Is a diamond a gem or a mineral?
What makes a diamond so special? Why are diamonds a go-to for jewellery makers? What makes diamond jewellery so alluring and popular amongst buyers? The answer to all of these questions and more lies within the answer to if a diamond is a gem or a mineral. The explanation is interesting and worth delving into.
Let’s first find out if a diamond is a mineral. To be defined as a mineral, a substance must meet five specific requirements.
- A mineral is naturally occurring. This means that a mineral creates itself naturally and is not made by humans. Diamonds do indeed exist in nature without the aid of the human hand. They form at about 100 miles deep in the Earth’s mantle where the high temperatures and pressures necessary to form diamonds can be reached.
- A mineral is inorganic. In order for something to be inorganic, it cannot be made by a living organism. For example, pearls are formed by oysters when foreign objects or parasites get lodged into their shells. Since oysters are living organisms, pearls are not inorganic. Diamonds, on the other hand, are formed in the Earth through chemical reactions with no organisms involved, making them inorganic.

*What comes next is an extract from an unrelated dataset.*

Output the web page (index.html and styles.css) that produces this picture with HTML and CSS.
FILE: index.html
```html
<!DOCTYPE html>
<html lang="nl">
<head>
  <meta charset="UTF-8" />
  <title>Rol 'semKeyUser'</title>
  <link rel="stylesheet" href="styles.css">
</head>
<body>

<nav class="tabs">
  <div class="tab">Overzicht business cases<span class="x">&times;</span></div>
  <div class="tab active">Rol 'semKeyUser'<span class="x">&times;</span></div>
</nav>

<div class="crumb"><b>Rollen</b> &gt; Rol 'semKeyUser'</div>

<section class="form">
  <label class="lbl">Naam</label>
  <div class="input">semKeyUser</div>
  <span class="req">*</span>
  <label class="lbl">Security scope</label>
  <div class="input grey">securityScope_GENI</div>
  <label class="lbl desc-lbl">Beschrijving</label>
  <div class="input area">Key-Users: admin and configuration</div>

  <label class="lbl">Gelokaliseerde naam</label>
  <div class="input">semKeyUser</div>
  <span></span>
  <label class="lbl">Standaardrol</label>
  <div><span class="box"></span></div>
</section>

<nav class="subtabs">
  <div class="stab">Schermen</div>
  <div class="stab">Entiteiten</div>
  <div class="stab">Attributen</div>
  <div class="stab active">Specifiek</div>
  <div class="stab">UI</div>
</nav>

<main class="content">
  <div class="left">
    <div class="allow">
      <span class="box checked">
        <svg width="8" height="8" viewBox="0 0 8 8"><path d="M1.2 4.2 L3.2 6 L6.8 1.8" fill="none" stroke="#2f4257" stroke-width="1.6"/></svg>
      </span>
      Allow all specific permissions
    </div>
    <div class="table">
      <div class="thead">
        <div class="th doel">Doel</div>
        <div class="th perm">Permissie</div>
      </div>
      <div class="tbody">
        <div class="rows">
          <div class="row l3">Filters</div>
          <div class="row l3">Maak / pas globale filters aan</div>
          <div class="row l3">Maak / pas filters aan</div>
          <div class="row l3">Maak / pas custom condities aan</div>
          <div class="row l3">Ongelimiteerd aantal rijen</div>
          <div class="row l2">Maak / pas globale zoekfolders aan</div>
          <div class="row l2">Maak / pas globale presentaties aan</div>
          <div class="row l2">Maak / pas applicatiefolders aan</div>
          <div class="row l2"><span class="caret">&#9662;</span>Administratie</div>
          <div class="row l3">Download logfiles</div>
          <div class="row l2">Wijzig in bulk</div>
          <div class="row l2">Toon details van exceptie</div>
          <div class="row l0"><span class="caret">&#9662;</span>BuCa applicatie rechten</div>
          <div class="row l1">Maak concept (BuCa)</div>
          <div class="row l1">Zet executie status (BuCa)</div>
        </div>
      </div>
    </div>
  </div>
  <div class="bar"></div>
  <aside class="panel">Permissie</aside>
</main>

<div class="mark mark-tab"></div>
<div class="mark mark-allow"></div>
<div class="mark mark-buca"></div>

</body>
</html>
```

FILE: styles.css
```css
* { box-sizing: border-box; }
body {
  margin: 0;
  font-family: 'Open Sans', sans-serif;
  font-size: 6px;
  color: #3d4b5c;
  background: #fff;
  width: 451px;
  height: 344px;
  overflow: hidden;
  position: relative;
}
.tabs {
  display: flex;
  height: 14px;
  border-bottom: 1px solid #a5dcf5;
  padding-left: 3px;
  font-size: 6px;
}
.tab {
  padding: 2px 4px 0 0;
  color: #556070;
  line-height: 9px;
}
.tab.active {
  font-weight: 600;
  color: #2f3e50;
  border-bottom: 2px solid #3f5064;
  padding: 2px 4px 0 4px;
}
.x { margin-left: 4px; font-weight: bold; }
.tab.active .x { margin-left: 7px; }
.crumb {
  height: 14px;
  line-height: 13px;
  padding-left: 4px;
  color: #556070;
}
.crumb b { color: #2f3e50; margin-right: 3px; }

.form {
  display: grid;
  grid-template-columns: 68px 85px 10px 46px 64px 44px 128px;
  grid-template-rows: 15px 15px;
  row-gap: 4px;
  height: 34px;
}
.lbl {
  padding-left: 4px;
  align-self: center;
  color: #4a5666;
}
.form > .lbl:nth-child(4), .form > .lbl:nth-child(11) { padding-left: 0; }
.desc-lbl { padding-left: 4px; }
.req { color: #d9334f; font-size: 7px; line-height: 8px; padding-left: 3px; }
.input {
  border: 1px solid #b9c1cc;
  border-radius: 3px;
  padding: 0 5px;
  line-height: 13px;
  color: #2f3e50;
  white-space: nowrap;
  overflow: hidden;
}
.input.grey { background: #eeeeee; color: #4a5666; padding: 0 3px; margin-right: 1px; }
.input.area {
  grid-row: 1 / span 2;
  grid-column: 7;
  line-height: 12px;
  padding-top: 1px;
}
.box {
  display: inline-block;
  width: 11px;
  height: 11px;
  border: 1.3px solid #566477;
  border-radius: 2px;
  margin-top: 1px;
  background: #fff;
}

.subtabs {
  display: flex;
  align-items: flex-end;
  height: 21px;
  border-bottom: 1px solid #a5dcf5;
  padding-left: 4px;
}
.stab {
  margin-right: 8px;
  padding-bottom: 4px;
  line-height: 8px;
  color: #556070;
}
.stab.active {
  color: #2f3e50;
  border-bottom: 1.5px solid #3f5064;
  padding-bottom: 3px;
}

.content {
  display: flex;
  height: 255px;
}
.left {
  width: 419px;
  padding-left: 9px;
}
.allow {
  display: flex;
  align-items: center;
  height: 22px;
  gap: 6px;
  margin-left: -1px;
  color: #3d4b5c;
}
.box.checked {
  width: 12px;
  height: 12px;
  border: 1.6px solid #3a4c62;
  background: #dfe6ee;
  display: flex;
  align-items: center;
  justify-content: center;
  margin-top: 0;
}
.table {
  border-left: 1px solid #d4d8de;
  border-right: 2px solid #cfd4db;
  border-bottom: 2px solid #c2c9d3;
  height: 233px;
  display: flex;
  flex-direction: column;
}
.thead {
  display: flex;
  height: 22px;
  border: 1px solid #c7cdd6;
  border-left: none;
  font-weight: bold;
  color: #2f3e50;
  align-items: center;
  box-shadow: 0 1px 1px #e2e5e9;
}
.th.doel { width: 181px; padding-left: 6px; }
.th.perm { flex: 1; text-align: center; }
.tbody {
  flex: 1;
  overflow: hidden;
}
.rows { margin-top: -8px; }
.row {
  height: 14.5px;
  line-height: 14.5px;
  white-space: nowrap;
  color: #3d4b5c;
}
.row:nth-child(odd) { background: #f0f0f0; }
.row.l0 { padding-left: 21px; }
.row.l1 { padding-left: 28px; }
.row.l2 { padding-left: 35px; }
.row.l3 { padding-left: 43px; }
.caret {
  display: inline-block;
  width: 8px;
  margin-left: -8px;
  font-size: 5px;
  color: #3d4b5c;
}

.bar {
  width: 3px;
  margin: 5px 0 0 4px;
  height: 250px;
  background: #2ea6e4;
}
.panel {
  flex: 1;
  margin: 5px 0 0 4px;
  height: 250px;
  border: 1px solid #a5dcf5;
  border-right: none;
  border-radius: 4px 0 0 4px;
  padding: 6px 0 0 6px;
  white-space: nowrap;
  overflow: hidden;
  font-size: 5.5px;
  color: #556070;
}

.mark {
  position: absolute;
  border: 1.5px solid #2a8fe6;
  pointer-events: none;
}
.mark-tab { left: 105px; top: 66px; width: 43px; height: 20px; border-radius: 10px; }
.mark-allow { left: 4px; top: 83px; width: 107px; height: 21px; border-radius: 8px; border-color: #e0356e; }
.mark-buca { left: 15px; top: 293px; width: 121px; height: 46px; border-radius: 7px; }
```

- A mineral is solid. Ok, so a lot of things are solid. But this means that the substance in question must not be a liquid or a gas at standard temperature and pressure. Diamonds are very solid at temperatures and pressures that people can withstand.
- A mineral has a definite chemical composition. This means that every occurrence of the substance has the same chemical composition and that it is uniform throughout each occurrence. Diamonds are made entirely of carbon so they easily fall into this category.

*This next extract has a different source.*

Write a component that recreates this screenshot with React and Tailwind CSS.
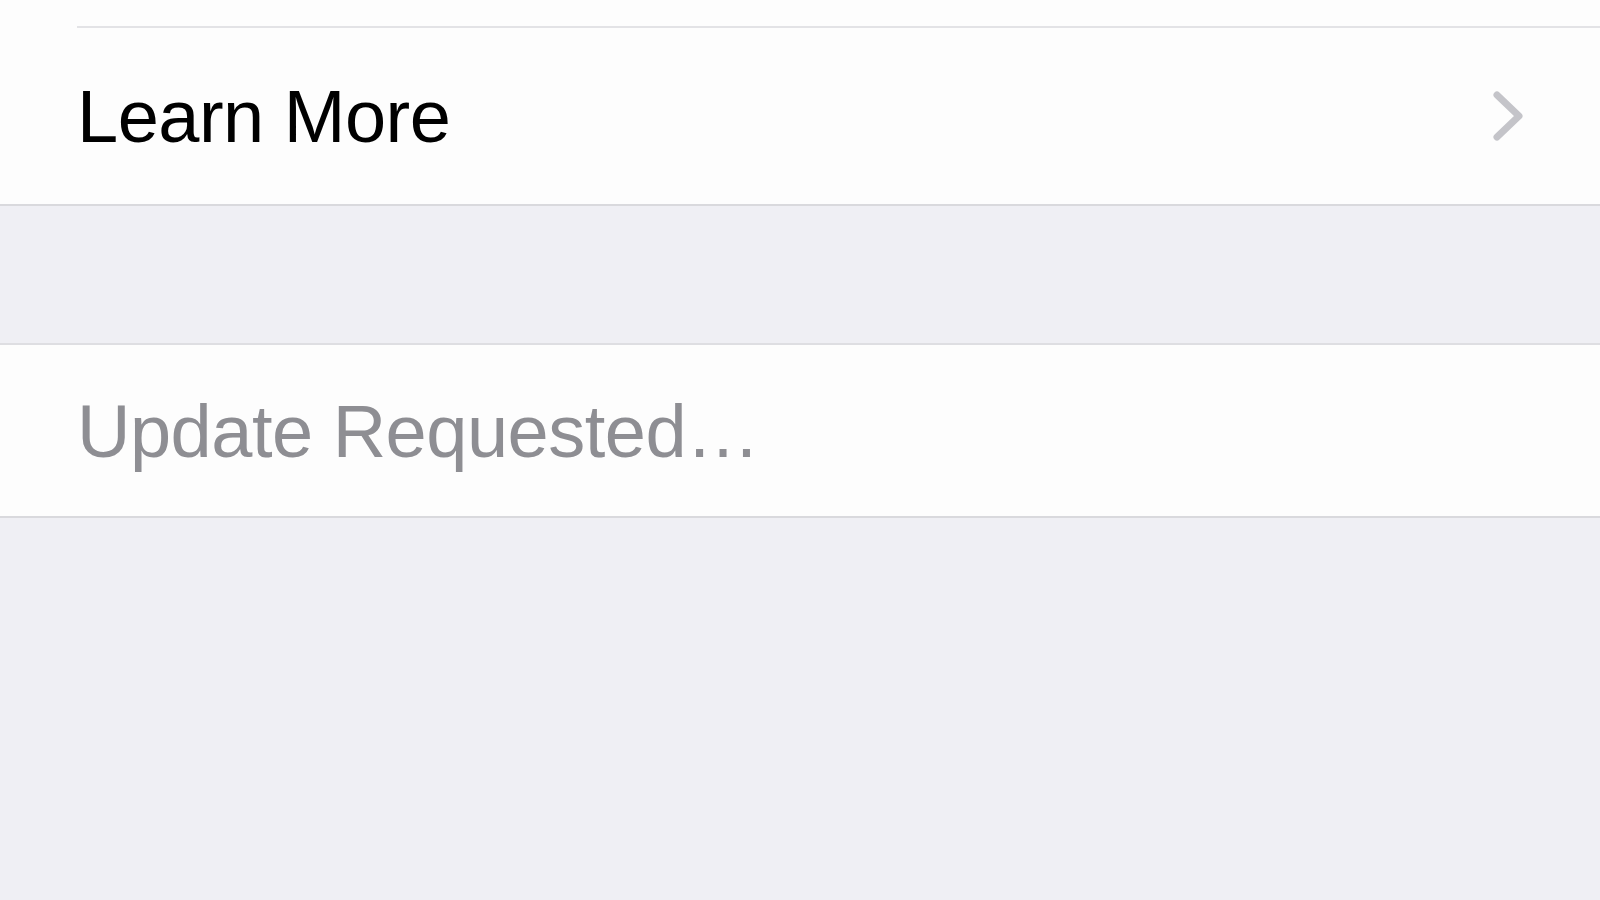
import React from "react";

export default function App() {
  return (
    <div className="w-[1600px] h-[900px] bg-[#efeff4] flex flex-col overflow-hidden" style={{ fontFamily: '"Liberation Sans", Arial, sans-serif' }}>
      <div className="bg-[#fdfdfd] flex flex-col">
        <div className="h-[26px]" />
        <div className="ml-[77px] h-[2px] bg-[#e3e3e6]" />
        <div className="h-[176px] flex items-center justify-between pl-[77px] pr-[74px]">
          <span className="text-[74px] leading-none text-black tracking-[-0.5px] pt-[2px]">Learn More</span>
          <svg width="36" height="54" viewBox="0 0 36 54">
            <path d="M7 6 L29 27 L7 48" fill="none" stroke="#c4c4c9" strokeWidth="7" strokeLinecap="round" strokeLinejoin="round" />
          </svg>
        </div>
      </div>
      <div className="h-[2px] bg-[#d9d9dd]" />
      <div className="h-[137px]" />
      <div className="h-[2px] bg-[#dedee2]" />
      <div className="bg-[#fdfdfd] h-[171px] flex items-center pl-[77px]">
        <span className="text-[74px] leading-none text-[#8e8e93] tracking-[-0.5px] pt-[2px]">Update Requested…</span>
      </div>
      <div className="h-[2px] bg-[#d9d9dd]" />
      <div className="flex-1" />
    </div>
  );
}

- A mineral has an ordered internal structure. The elements that make up a mineral are always in a fixed systematic and repeating structure. This helps to cause the rigid solid structure of minerals, diamonds included.
Diamonds meet the five requirements of a mineral!

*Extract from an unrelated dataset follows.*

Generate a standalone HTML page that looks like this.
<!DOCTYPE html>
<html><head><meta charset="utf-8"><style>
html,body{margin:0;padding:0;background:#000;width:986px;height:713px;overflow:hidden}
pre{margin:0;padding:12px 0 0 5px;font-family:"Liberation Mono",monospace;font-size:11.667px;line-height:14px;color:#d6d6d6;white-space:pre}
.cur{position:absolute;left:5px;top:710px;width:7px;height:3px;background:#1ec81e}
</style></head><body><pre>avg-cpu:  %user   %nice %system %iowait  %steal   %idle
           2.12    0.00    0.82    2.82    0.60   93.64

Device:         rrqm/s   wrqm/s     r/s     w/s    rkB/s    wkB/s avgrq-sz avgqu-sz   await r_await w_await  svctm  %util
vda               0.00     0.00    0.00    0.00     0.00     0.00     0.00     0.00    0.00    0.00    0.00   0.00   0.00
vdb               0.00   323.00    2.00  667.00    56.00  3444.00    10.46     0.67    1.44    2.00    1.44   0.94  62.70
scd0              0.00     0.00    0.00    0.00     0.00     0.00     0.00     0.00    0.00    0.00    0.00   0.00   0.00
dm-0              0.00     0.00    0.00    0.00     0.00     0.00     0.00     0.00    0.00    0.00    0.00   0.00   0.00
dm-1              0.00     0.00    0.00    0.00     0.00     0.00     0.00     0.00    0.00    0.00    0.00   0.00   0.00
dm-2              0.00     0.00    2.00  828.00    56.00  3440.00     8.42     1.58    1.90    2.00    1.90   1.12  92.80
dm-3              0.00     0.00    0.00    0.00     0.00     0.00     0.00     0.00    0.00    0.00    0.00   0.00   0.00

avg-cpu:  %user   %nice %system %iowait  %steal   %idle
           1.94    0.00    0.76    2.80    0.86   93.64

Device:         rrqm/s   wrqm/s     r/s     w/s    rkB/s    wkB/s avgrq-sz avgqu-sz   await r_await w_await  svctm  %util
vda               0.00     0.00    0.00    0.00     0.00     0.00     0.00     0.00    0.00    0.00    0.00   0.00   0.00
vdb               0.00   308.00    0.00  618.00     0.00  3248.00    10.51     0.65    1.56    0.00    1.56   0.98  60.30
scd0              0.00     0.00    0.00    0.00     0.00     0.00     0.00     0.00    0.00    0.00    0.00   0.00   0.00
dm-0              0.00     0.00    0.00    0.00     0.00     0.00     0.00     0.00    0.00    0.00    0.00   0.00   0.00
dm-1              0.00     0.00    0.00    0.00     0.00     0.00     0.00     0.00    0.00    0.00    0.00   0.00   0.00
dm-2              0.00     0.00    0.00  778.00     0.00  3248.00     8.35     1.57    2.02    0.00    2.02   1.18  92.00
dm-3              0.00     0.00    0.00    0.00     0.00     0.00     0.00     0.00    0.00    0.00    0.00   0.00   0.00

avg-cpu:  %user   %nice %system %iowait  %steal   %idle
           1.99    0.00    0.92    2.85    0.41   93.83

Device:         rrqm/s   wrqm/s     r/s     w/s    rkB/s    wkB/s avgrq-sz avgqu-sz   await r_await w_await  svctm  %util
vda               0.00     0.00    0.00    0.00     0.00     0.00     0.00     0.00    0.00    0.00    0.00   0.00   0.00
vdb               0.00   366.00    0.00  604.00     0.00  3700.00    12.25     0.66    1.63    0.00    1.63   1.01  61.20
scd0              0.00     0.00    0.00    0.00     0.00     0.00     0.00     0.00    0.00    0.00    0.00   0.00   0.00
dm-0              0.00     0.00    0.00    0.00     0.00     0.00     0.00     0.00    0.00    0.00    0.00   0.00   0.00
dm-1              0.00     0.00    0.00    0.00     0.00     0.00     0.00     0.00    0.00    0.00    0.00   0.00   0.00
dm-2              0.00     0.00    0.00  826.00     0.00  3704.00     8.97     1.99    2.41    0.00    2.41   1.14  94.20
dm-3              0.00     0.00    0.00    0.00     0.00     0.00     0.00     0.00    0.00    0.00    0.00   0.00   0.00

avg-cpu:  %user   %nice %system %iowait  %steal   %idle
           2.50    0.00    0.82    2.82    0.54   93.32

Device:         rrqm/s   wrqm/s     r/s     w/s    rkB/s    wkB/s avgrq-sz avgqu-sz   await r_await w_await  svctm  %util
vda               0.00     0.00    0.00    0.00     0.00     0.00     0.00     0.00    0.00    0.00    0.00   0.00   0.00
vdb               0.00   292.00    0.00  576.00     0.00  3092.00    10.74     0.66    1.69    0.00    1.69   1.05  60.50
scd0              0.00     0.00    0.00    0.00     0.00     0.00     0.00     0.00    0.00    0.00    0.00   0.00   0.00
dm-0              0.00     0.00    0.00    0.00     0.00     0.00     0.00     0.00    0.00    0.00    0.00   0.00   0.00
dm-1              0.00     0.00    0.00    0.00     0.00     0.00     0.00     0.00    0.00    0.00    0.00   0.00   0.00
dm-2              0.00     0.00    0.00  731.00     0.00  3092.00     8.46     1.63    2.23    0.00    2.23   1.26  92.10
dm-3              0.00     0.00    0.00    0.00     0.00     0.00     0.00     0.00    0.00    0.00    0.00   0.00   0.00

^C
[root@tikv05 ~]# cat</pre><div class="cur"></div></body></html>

So is a diamond a gem? A gem is simply a hard substance, commonly a mineral, which has been cut and polished. Thus, yes, a diamond is a gem! Carat (a weight measurement), cut (quality of workmanship), colour (completely colourless are the most expensive, but coloured diamonds are becoming increasingly popular), and clarity (free from impurities) are used to value diamonds and other gems.
The hardness of diamonds makes them very suitable gemstones. A diamond can only be scratched by another diamond; this scratch resistance makes them popular for everyday wear.
Diamonds also have a high lustre value; this is just the term for the light reflection that causes that famous diamond sparkle. Diamonds also possess the ability to disperse white light into beautiful rainbow colours, which adds to its value as a gemstone.
Both mineral and gem, diamonds are renowned for their versatility, durability, beauty and quality. They are the world’s most popular gemstone, and perhaps mineral as well. Long answer short, a diamond is first a mineral, then a gem.